# [Work to be completed]
Open with the line that has "Write the React"; close with the line that has "export default App;". Retype those lines exactly, images excluded.

# [Input data]
◇ ◇ ◇ ◇ ◇ ◇ ◇
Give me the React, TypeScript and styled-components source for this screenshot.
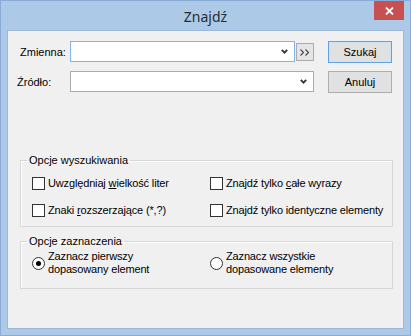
◇ ◇ ◇ ◇ ◇ ◇ ◇
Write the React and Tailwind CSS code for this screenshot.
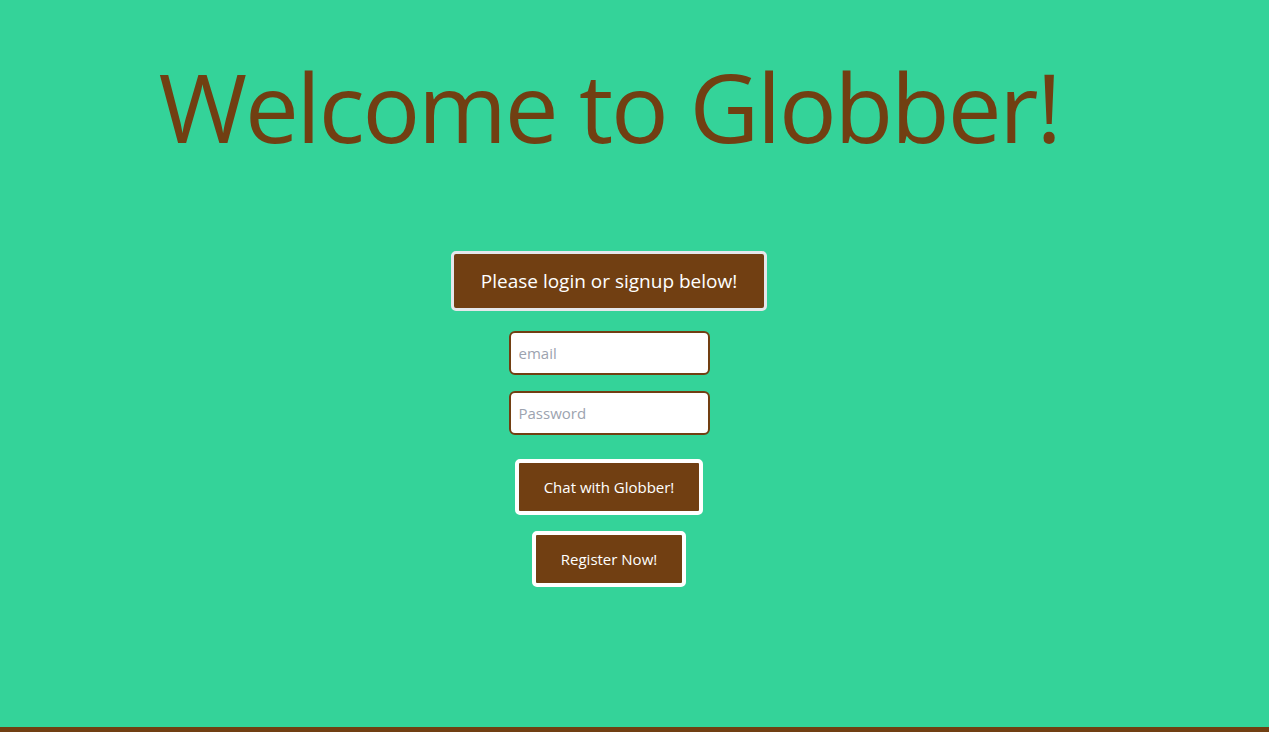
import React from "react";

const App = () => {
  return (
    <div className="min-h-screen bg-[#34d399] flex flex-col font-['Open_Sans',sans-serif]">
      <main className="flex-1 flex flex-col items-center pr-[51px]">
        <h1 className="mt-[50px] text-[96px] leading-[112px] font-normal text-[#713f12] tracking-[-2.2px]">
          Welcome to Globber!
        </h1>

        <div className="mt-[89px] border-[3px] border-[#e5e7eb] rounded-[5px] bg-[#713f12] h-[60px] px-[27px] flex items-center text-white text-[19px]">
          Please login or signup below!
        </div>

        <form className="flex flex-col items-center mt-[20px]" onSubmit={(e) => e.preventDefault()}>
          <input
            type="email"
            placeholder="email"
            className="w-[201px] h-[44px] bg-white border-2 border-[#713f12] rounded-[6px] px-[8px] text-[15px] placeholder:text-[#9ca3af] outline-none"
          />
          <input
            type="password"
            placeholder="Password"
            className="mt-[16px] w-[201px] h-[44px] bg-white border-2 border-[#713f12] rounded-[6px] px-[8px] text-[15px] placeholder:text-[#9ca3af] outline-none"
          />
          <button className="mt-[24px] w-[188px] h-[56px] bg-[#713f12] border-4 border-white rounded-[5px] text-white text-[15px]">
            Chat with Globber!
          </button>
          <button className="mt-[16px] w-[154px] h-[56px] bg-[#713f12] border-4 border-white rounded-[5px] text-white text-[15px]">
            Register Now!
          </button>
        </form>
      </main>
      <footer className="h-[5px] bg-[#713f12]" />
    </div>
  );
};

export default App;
◇ ◇ ◇ ◇ ◇ ◇ ◇
# [Written reply]
Write the React and Tailwind CSS code for this screenshot.
import React from "react";

const App = () => {
  return (
    <div className="min-h-screen bg-[#34d399] flex flex-col font-['Open_Sans',sans-serif]">
      <main className="flex-1 flex flex-col items-center pr-[51px]">
        <h1 className="mt-[50px] text-[96px] leading-[112px] font-normal text-[#713f12] tracking-[-2.2px]">
          Welcome to Globber!
        </h1>

        <div className="mt-[89px] border-[3px] border-[#e5e7eb] rounded-[5px] bg-[#713f12] h-[60px] px-[27px] flex items-center text-white text-[19px]">
          Please login or signup below!
        </div>

        <form className="flex flex-col items-center mt-[20px]" onSubmit={(e) => e.preventDefault()}>
          <input
            type="email"
            placeholder="email"
            className="w-[201px] h-[44px] bg-white border-2 border-[#713f12] rounded-[6px] px-[8px] text-[15px] placeholder:text-[#9ca3af] outline-none"
          />
          <input
            type="password"
            placeholder="Password"
            className="mt-[16px] w-[201px] h-[44px] bg-white border-2 border-[#713f12] rounded-[6px] px-[8px] text-[15px] placeholder:text-[#9ca3af] outline-none"
          />
          <button className="mt-[24px] w-[188px] h-[56px] bg-[#713f12] border-4 border-white rounded-[5px] text-white text-[15px]">
            Chat with Globber!
          </button>
          <button className="mt-[16px] w-[154px] h-[56px] bg-[#713f12] border-4 border-white rounded-[5px] text-white text-[15px]">
            Register Now!
          </button>
        </form>
      </main>
      <footer className="h-[5px] bg-[#713f12]" />
    </div>
  );
};

export default App;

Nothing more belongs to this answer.